● SHORT PROBLEM: Using the data below, gather each line that includes the word "TypeScript".

● DATA:
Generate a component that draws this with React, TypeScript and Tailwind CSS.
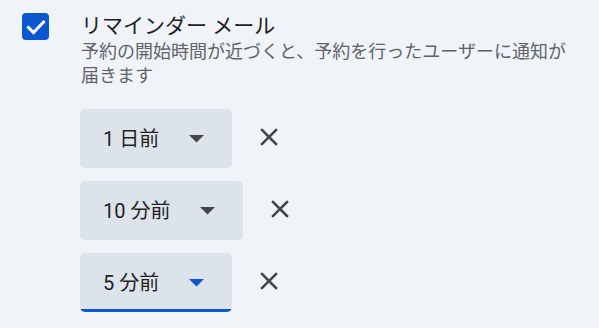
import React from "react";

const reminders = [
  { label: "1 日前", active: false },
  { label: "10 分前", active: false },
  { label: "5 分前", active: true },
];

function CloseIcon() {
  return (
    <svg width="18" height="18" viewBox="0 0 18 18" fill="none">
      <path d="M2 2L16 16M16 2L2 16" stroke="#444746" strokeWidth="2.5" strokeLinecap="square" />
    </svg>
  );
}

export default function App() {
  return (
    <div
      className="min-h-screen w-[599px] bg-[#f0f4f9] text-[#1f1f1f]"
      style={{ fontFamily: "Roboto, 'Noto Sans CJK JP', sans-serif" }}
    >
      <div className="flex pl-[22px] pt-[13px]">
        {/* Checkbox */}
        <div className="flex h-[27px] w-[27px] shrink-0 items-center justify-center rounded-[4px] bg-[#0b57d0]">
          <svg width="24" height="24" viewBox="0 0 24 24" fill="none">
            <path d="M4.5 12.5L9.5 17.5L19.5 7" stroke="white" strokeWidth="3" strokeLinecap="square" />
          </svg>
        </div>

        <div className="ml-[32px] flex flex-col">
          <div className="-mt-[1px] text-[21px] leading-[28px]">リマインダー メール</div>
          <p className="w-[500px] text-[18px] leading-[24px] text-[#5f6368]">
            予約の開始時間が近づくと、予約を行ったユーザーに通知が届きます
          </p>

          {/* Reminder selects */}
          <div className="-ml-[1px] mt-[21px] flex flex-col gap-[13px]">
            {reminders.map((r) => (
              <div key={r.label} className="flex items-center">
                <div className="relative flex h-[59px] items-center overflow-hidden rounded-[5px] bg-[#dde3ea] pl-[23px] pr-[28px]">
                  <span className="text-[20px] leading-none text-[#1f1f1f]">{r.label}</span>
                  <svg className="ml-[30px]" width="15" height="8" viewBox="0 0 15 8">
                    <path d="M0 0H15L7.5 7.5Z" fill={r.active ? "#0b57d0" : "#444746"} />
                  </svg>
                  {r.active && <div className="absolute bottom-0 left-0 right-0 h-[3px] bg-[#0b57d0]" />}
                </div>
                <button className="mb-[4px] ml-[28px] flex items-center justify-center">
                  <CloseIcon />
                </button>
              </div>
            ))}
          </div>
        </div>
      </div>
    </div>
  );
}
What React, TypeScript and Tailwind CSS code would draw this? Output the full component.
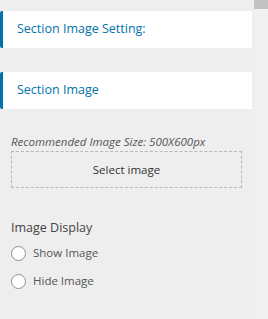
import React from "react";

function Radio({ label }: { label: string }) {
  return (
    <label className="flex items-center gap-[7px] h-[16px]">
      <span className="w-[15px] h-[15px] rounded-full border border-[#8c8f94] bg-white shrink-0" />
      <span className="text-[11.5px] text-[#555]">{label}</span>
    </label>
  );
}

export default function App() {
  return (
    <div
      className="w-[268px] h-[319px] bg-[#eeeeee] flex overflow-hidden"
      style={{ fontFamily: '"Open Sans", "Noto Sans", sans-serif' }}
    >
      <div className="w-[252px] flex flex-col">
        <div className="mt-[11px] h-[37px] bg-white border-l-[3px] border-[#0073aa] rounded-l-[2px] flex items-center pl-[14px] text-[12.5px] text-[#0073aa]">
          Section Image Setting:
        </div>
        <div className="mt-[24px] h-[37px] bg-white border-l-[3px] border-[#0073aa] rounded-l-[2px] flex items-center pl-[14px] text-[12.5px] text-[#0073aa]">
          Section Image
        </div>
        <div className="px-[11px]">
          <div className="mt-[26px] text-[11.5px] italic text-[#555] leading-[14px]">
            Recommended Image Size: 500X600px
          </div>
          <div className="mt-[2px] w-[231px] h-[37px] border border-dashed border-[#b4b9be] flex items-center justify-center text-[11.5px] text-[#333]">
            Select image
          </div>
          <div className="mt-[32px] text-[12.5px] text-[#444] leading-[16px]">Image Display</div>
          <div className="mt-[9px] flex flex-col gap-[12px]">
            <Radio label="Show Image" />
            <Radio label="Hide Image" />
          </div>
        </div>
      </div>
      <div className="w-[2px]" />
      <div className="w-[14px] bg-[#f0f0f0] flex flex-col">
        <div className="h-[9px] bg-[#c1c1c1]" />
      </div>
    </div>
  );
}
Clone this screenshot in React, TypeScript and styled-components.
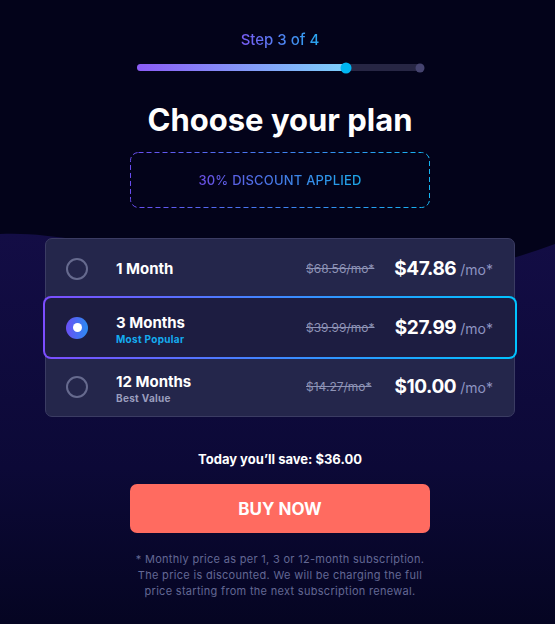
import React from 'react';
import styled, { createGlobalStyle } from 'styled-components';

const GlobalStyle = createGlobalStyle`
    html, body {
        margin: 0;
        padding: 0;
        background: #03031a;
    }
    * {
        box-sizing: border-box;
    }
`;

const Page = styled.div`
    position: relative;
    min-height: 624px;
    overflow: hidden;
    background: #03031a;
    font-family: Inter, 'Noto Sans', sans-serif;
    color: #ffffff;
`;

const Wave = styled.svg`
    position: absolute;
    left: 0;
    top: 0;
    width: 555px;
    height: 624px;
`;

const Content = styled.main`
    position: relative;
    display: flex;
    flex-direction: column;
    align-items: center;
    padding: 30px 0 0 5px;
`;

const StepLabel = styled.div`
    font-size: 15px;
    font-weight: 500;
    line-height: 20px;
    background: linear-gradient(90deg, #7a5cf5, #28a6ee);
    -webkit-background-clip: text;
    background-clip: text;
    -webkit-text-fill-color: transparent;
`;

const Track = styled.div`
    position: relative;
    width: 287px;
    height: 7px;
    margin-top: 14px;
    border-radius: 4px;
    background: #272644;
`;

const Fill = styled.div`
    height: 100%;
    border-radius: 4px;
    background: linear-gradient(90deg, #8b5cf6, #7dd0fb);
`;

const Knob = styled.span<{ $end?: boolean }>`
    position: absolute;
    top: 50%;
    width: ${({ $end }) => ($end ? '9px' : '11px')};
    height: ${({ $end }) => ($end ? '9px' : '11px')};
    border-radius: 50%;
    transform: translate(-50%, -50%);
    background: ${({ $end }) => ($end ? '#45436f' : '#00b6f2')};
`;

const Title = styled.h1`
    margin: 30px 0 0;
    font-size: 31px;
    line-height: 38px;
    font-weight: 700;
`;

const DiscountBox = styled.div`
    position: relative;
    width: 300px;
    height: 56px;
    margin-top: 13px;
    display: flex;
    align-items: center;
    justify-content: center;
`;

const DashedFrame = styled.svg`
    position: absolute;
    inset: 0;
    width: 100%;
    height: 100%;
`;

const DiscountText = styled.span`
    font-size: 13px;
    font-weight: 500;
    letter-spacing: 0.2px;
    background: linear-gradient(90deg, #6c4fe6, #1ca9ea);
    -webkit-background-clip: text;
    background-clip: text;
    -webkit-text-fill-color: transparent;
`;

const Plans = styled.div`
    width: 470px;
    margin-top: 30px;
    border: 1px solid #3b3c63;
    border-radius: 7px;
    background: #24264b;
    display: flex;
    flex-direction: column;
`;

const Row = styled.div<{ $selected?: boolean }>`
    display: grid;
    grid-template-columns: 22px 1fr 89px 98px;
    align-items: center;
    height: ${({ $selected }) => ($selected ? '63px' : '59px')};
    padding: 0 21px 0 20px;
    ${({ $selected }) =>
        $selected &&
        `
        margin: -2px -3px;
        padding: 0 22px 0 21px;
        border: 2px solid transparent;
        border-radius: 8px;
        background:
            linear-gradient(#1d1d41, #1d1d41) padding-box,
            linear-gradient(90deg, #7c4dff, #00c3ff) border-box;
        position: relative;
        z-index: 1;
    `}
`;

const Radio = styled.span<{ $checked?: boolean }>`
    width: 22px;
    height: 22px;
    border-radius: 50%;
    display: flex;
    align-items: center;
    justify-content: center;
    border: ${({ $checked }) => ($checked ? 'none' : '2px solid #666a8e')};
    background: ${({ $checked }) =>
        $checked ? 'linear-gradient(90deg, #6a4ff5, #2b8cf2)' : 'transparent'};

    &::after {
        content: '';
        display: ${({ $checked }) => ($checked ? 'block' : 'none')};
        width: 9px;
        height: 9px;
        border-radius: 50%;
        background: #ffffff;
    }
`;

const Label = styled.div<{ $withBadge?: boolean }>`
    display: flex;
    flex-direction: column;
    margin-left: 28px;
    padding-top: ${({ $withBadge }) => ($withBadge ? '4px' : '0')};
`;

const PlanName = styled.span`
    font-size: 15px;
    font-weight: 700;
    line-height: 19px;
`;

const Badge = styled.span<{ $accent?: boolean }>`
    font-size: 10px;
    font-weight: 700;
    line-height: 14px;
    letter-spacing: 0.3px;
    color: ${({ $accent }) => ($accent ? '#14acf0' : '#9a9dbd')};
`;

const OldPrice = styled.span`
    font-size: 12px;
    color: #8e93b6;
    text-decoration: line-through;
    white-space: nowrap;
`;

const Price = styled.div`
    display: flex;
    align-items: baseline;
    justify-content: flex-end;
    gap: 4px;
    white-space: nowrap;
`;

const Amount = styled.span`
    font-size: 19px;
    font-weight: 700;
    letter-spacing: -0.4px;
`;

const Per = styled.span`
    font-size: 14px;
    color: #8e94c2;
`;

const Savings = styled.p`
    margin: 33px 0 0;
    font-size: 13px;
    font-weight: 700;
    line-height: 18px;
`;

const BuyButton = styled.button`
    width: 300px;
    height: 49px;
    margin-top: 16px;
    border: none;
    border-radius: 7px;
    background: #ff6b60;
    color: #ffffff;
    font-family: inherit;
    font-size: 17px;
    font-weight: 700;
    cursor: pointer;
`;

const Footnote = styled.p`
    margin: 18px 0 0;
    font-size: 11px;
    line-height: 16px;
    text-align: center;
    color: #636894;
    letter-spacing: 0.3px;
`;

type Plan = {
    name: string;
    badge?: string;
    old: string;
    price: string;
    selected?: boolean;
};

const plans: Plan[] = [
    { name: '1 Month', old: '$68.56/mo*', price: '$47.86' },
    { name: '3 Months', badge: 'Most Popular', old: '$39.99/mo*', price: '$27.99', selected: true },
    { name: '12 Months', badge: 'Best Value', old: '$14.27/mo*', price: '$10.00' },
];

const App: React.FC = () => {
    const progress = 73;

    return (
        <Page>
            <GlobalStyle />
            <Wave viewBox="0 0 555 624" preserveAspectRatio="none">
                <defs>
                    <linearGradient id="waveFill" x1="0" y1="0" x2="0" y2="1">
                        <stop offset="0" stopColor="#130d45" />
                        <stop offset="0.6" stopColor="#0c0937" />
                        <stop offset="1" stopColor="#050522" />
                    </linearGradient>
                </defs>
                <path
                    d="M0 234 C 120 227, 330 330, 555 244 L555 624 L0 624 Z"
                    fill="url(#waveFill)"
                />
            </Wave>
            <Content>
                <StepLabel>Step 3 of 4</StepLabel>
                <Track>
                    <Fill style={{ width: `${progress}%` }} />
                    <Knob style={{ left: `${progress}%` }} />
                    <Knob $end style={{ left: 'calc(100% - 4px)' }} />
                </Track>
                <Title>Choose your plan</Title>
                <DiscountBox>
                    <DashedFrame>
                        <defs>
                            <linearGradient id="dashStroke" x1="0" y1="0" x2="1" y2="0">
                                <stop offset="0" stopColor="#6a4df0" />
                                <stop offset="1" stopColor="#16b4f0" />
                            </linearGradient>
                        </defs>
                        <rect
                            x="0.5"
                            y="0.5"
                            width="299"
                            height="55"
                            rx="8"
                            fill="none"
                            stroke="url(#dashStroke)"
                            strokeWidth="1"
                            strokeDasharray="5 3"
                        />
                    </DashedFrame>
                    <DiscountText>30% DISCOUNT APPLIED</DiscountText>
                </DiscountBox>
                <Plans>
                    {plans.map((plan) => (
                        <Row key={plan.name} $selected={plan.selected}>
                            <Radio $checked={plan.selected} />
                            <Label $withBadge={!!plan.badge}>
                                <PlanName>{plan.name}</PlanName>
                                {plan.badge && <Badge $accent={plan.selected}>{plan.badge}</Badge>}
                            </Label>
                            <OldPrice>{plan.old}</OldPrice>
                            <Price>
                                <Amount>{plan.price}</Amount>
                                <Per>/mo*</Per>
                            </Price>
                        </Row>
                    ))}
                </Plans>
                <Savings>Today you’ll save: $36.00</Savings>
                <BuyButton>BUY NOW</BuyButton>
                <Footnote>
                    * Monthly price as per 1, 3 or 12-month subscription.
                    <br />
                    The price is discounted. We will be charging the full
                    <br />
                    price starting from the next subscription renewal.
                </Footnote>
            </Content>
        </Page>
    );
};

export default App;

● RESULT:
Generate a component that draws this with React, TypeScript and Tailwind CSS.
What React, TypeScript and Tailwind CSS code would draw this? Output the full component.
Clone this screenshot in React, TypeScript and styled-components.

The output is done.